For Hak, social media’s role is therefore less cultural embellishment than commercial necessity. Yet the same platforms that deliver new customers can also distort expectations. Pie and mash, he reminds visitors, was never built for spectacle. “It was a food for the poor and the working class of London. It’s not supposed to be anything special … I don’t want people to expect to come in and have their minds blown by how flavoursome it is because it’s just comfort food.”

Its defenders would argue that this understatement is frequently misread. “It’s not supposed to be elevated,” says Dimitri. “Even when it’s bad, it’s not awful, and when it’s good, it’s not going to blow you away. Every cuisine around the world has dishes like this.

“A lot of people are put off by the liquor, but it’s just parsley, veg stock, butter and salt. Only two pie shops still use eel stock, as far as I know,” he adds. “Americans don’t understand that not everything has to be loaded with garlic and chilli powder,” adds Dimitri.

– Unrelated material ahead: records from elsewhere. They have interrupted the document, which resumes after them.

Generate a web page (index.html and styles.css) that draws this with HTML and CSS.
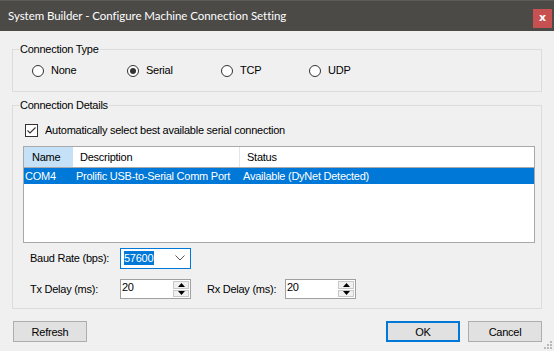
FILE: index.html
```html
<!DOCTYPE html>
<html lang="en">
<head>
  <meta charset="UTF-8">
  <title>System Builder - Configure Machine Connection Setting</title>
  <link rel="stylesheet" href="styles.css">
</head>
<body>
  <div class="window">
    <div class="titlebar">
      <span class="title">System Builder - Configure Machine Connection Setting</span>
      <span class="close">x</span>
    </div>

    <div class="content">
      <fieldset class="group group-type">
        <legend>Connection Type</legend>
        <div class="radios">
          <label class="radio"><span class="circle"></span>None</label>
          <label class="radio checked"><span class="circle"></span>Serial</label>
          <label class="radio"><span class="circle"></span>TCP</label>
          <label class="radio"><span class="circle"></span>UDP</label>
        </div>
      </fieldset>

      <fieldset class="group group-details">
        <legend>Connection Details</legend>
        <label class="check">
          <span class="box">
            <svg width="11" height="11" viewBox="0 0 11 11"><polyline points="1.5,5.5 4,8 9.5,2.5" fill="none" stroke="#333" stroke-width="1.1"/></svg>
          </span>
          Automatically select best available serial connection
        </label>

        <div class="list">
          <div class="list-head">
            <span class="col col-name hot">Name</span>
            <span class="col col-desc">Description</span>
            <span class="col col-status">Status</span>
          </div>
          <div class="list-row selected">
            <span class="cell cell-name">COM4</span>
            <span class="cell cell-desc">Prolific USB-to-Serial Comm Port</span>
            <span class="cell cell-status">Available (DyNet Detected)</span>
          </div>
        </div>

        <div class="field-row baud">
          <span class="field-label">Baud Rate (bps):</span>
          <div class="combo">
            <span class="combo-value">57600</span>
            <svg class="chevron" width="10" height="6" viewBox="0 0 10 6"><polyline points="0.5,0.5 5,5 9.5,0.5" fill="none" stroke="#555" stroke-width="1"/></svg>
          </div>
        </div>

        <div class="field-row delays">
          <span class="field-label">Tx Delay (ms):</span>
          <div class="spin">
            <span class="spin-value">20</span>
            <div class="spin-buttons">
              <span class="spin-btn"><svg width="7" height="4" viewBox="0 0 7 4"><polygon points="0,4 3.5,0 7,4" fill="#000"/></svg></span>
              <span class="spin-btn"><svg width="7" height="4" viewBox="0 0 7 4"><polygon points="0,0 7,0 3.5,4" fill="#000"/></svg></span>
            </div>
          </div>
          <span class="field-label rx">Rx Delay (ms):</span>
          <div class="spin">
            <span class="spin-value">20</span>
            <div class="spin-buttons">
              <span class="spin-btn"><svg width="7" height="4" viewBox="0 0 7 4"><polygon points="0,4 3.5,0 7,4" fill="#000"/></svg></span>
              <span class="spin-btn"><svg width="7" height="4" viewBox="0 0 7 4"><polygon points="0,0 7,0 3.5,4" fill="#000"/></svg></span>
            </div>
          </div>
        </div>
      </fieldset>

      <div class="buttons">
        <button class="btn">Refresh</button>
        <span class="spacer"></span>
        <button class="btn btn-default">OK</button>
        <button class="btn">Cancel</button>
      </div>
    </div>

    <svg class="grip" width="8" height="8" viewBox="0 0 8 8">
      <rect x="6" y="0" width="2" height="2" fill="#b9b9b9"/>
      <rect x="3" y="3" width="2" height="2" fill="#b9b9b9"/>
      <rect x="6" y="3" width="2" height="2" fill="#b9b9b9"/>
      <rect x="0" y="6" width="2" height="2" fill="#b9b9b9"/>
      <rect x="3" y="6" width="2" height="2" fill="#b9b9b9"/>
      <rect x="6" y="6" width="2" height="2" fill="#b9b9b9"/>
    </svg>
  </div>
</body>
</html>
```

FILE: styles.css
```css
* {
  box-sizing: border-box;
}

body {
  margin: 0;
  padding: 0;
  background-color: #f0f0f0;
  font-family: "Liberation Sans", Arial, sans-serif;
  font-size: 11px;
  letter-spacing: -0.25px;
  color: #000;
}

.window {
  position: relative;
  width: 554px;
  height: 351px;
  background-color: #f0f0f0;
  overflow: hidden;
}

/* title bar */
.titlebar {
  display: flex;
  align-items: center;
  height: 31px;
  padding: 0 2px 0 8px;
  background-color: #4b4a47;
  border-top: 1px solid #5c5b58;
}

.title {
  flex: 1;
  color: #fff;
  font-family: Lato, sans-serif;
  font-size: 11.5px;
  letter-spacing: -0.05px;
  margin-top: -2px;
}

.close {
  width: 19px;
  height: 19px;
  margin-top: 4px;
  background-color: #c75050;
  color: #fff;
  font-family: "DejaVu Sans", sans-serif;
  font-weight: bold;
  font-size: 11px;
  letter-spacing: 0;
  line-height: 18px;
  text-align: center;
}

.content {
  padding: 12px 12px 0 12px;
}

/* group boxes */
.group {
  margin: 0;
  min-width: 0;
  border: 1px solid #dcdcdc;
  padding: 0 0 0 4px;
}

.group legend {
  margin-left: 2px;
  padding: 0 1px;
  line-height: 13px;
}

.group-type {
  padding-top: 8px;
  padding-bottom: 14px;
  margin-bottom: 7px;
}

.group-details {
  padding-top: 12px;
  padding-bottom: 9px;
}

/* radios */
.radios {
  display: grid;
  grid-template-columns: 95px 94px 88px auto;
  margin-left: 15px;
  line-height: 13px;
}

.radio {
  display: flex;
  align-items: center;
  gap: 7px;
}

.circle {
  display: flex;
  align-items: center;
  justify-content: center;
  width: 12px;
  height: 12px;
  border: 1px solid #333;
  border-radius: 50%;
  background-color: #fff;
}

.radio.checked .circle::after {
  content: "";
  width: 6px;
  height: 6px;
  border-radius: 50%;
  background-color: #333;
}

/* checkbox */
.check {
  display: flex;
  align-items: center;
  gap: 7px;
  margin-left: 8px;
  line-height: 13px;
}

.box {
  display: flex;
  align-items: center;
  justify-content: center;
  width: 13px;
  height: 13px;
  border: 1px solid #333;
  background-color: #fff;
}

/* list view */
.list {
  width: 512px;
  height: 97px;
  margin: 9px 0 0 6px;
  border: 1px solid #a9a9a9;
  background-color: #fff;
}

.list-head {
  display: flex;
  height: 21px;
  border-bottom: 1px solid #a9a9a9;
  line-height: 20px;
}

.col {
  padding-left: 7px;
}

.col-name {
  width: 49px;
  padding-left: 8px;
}

.col-name.hot {
  background-color: #c5e1f7;
}

.col-desc {
  width: 167px;
  border-right: 1px solid #e5e5e5;
}

.list-row {
  display: flex;
  height: 16px;
  line-height: 16px;
}

.list-row.selected {
  background-color: #0078d7;
  color: #fff;
}

.cell {
  padding-left: 3px;
  white-space: nowrap;
}

.cell-name {
  width: 49px;
  padding-left: 1px;
}

.cell-desc {
  width: 167px;
}

/* fields */
.field-row {
  display: flex;
  align-items: center;
  margin-left: 13px;
  height: 20px;
}

.baud {
  margin-top: 5px;
}

.delays {
  margin-top: 11px;
}

.field-label {
  width: 90px;
}

.field-label.rx {
  width: 78px;
  margin-left: 16px;
}

.combo {
  display: flex;
  align-items: center;
  width: 71px;
  height: 21px;
  padding: 0 5px 0 2px;
  border: 1px solid #0078d7;
  background-color: #fff;
}

.combo-value {
  flex: 1;
  color: #fff;
  background: linear-gradient(#0078d7, #0078d7) no-repeat 1px 1px / 30px 14px;
  padding-left: 1px;
  line-height: 16px;
}

.spin {
  display: flex;
  width: 71px;
  height: 20px;
  border: 1px solid #a0a0a0;
  background-color: #fff;
}

.spin-value {
  flex: 1;
  padding-left: 1px;
  line-height: 15px;
}

.spin-buttons {
  display: flex;
  flex-direction: column;
  width: 16px;
  margin: 1px;
  gap: 1px;
}

.spin-btn {
  flex: 1;
  display: flex;
  align-items: center;
  justify-content: center;
  background-color: #f0f0f0;
  border: 1px solid #c8c8c8;
}

/* bottom buttons */
.buttons {
  display: flex;
  gap: 8px;
  margin-top: 12px;
  padding-left: 1px;
}

.spacer {
  flex: 1;
}

.btn {
  width: 74px;
  height: 21px;
  padding: 0;
  background-color: #e1e1e1;
  border: 1px solid #adadad;
  font-family: "Liberation Sans", Arial, sans-serif;
  font-size: 11px;
  letter-spacing: -0.25px;
  color: #000;
}

.btn-default {
  border: 2px solid #0078d7;
}

.grip {
  position: absolute;
  right: 2px;
  bottom: 2px;
}
```
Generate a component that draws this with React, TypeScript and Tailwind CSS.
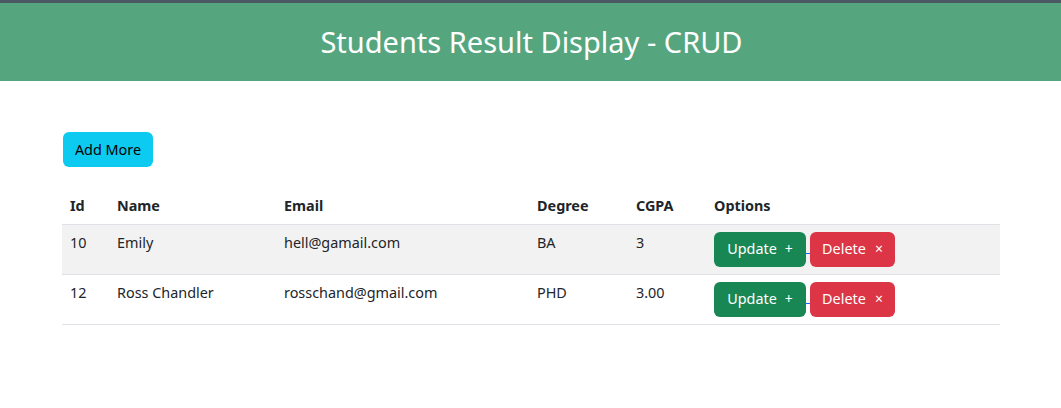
const STUDENTS = [
  { id: 10, name: 'Emily', email: 'hell@gamail.com', degree: 'BA', cgpa: '3' },
  { id: 12, name: 'Ross Chandler', email: 'rosschand@gmail.com', degree: 'PHD', cgpa: '3.00' },
];

export default function App() {
  return (
    <div className="min-h-[408px] bg-white text-[#212529] font-['Noto_Sans',sans-serif]">
      {/* Header */}
      <div className="h-[3px] bg-[#4a5a64]" />
      <div className="h-[78px] bg-[#55a67e] flex items-center justify-center">
        <h2 className="text-[29px] leading-none text-white pb-[1px] pl-[2px]">Students Result Display - CRUD</h2>
      </div>

      <div className="w-[938px] ml-[62px] pt-[51px]">
        <button className="h-[35px] w-[90px] rounded-[6px] bg-[#0dcaf0] text-black text-[14.4px] leading-[21.6px] ml-px">
          Add More
        </button>

        <table className="w-full table-fixed mt-[21px] text-[14.4px] leading-[21.6px] border-collapse">
          <colgroup>
            <col className="w-[47px]" />
            <col className="w-[167px]" />
            <col className="w-[253px]" />
            <col className="w-[99px]" />
            <col className="w-[78px]" />
            <col />
          </colgroup>
          <thead>
            <tr className="border-b border-[#dee2e6]">
              <th className="text-left font-bold px-2 py-[7px]">Id</th>
              <th className="text-left font-bold px-2 py-[7px]">Name</th>
              <th className="text-left font-bold px-2 py-[7px]">Email</th>
              <th className="text-left font-bold px-2 py-[7px]">Degree</th>
              <th className="text-left font-bold px-2 py-[7px]">CGPA</th>
              <th className="text-left font-bold px-2 py-[7px]">Options</th>
            </tr>
          </thead>
          <tbody>
            {STUDENTS.map((s, i) => (
              <tr
                key={s.id}
                className={`border-b border-[#dee2e6] align-top ${i % 2 === 0 ? 'bg-[#f2f2f2]' : 'bg-white'}`}
              >
                <td className="px-2 pt-[7px]">{s.id}</td>
                <td className="px-2 pt-[7px]">{s.name}</td>
                <td className="px-2 pt-[7px]">{s.email}</td>
                <td className="px-2 pt-[7px]">{s.degree}</td>
                <td className="px-2 pt-[7px]">{s.cgpa}</td>
                <td className="px-2 pt-[7px] pb-[7px]">
                  <div className="flex items-center">
                    <button className="h-[35px] w-[92px] rounded-[6px] bg-[#198754] text-white flex items-center justify-center">
                      Update<span className="ml-[8px] text-[14px]">+</span>
                    </button>
                    <span className="w-[4px] h-[1px] bg-[#0d6efd] mt-[8px]" />
                    <button className="h-[35px] w-[85px] rounded-[6px] bg-[#dc3545] text-white flex items-center justify-center">
                      Delete<span className="ml-[9px] text-[14px]">×</span>
                    </button>
                  </div>
                </td>
              </tr>
            ))}
          </tbody>
        </table>
      </div>
    </div>
  );
}
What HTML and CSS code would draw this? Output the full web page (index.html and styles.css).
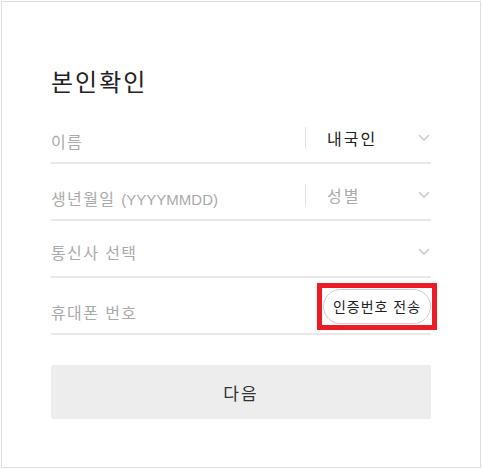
FILE: index.html
```html
<!DOCTYPE html>
<html lang="ko">
<head>
    <meta charset="UTF-8">
    <title>본인확인</title>
    <link rel="stylesheet" href="styles.css">
</head>
<body>
    <div class="card">
        <h1 class="title">본인확인</h1>

        <div class="row">
            <span class="field placeholder">이름</span>
            <span class="divider"></span>
            <div class="select">
                <span class="value">내국인</span>
                <svg class="chevron" width="12" height="8" viewBox="0 0 12 8"><polyline points="1,1 6,6 11,1" fill="none" stroke="#cccccc" stroke-width="1.6"/></svg>
            </div>
        </div>

        <div class="row">
            <span class="field placeholder">생년월일 <span class="latin">(YYYYMMDD)</span></span>
            <span class="divider"></span>
            <div class="select">
                <span class="value empty">성별</span>
                <svg class="chevron" width="12" height="8" viewBox="0 0 12 8"><polyline points="1,1 6,6 11,1" fill="none" stroke="#cccccc" stroke-width="1.6"/></svg>
            </div>
        </div>

        <div class="row row-carrier">
            <span class="field placeholder">통신사 선택</span>
            <svg class="chevron" width="12" height="8" viewBox="0 0 12 8"><polyline points="1,1 6,6 11,1" fill="none" stroke="#cccccc" stroke-width="1.6"/></svg>
        </div>

        <div class="row">
            <span class="field placeholder">휴대폰 번호</span>
            <span class="send-wrap">
                <button class="send">인증번호 전송</button>
            </span>
        </div>

        <button class="next">다음</button>
    </div>
</body>
</html>
```

FILE: styles.css
```css
body {
    margin: 0;
    padding: 1px;
    font-family: "Liberation Sans", "Noto Sans CJK KR", sans-serif;
}
.card {
    box-sizing: border-box;
    width: 480px;
    height: 467px;
    border: 1px solid #dddddd;
    padding: 64px 49px 0;
}
.title {
    margin: 0 0 7px;
    font-size: 24px;
    line-height: 34px;
    letter-spacing: 2px;
    font-weight: normal;
    color: #222222;
}
.row {
    display: flex;
    align-items: center;
    box-sizing: border-box;
    height: 57px;
    padding-top: 13px;
    border-bottom: 2px solid #e8e8e8;
}
.row-carrier {
    padding-top: 7px;
}
.field {
    flex: 1;
    font-size: 16px;
    letter-spacing: 1.4px;
}
.latin {
    font-size: 15px;
    letter-spacing: 0;
}
.placeholder {
    color: #aaaaaa;
}
.divider {
    width: 1px;
    height: 22px;
    margin-bottom: 6px;
    background: #e2e2e2;
}
.select {
    display: flex;
    align-items: center;
    width: 104px;
    padding-left: 21px;
    margin-bottom: 6px;
}
.value {
    flex: 1;
    font-size: 16px;
    letter-spacing: 2px;
    color: #222222;
}
.value.empty {
    color: #aaaaaa;
}
.chevron {
    margin-right: 1px;
}
.send-wrap {
    display: flex;
    margin-bottom: 12px;
    outline: 5px solid #ed1c24;
    outline-offset: 1px;
}
.send {
    height: 35px;
    width: 108px;
    padding: 0;
    font-family: inherit;
    font-size: 14px;
    letter-spacing: 1px;
    color: #222222;
    background: #ffffff;
    border: 1px solid #cccccc;
    border-radius: 18px;
}
.next {
    display: block;
    width: 100%;
    height: 54px;
    margin-top: 30px;
    font-family: inherit;
    font-size: 17px;
    letter-spacing: 2px;
    color: #333333;
    background: #ededed;
    border: none;
    border-radius: 2px;
}
```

What emerges from these conversations is not a story of simple decline or improbable revival but something more recognisably London: a tradition negotiating relevance in a city that constantly rewrites itself.

Pie and mash has always been aesthetically unbothered. What threatens it is not ugliness, but obscurity. And thanks to the very platforms accused of eroding culinary authenticity, obscurity is, at least for some shops, no longer inevitable.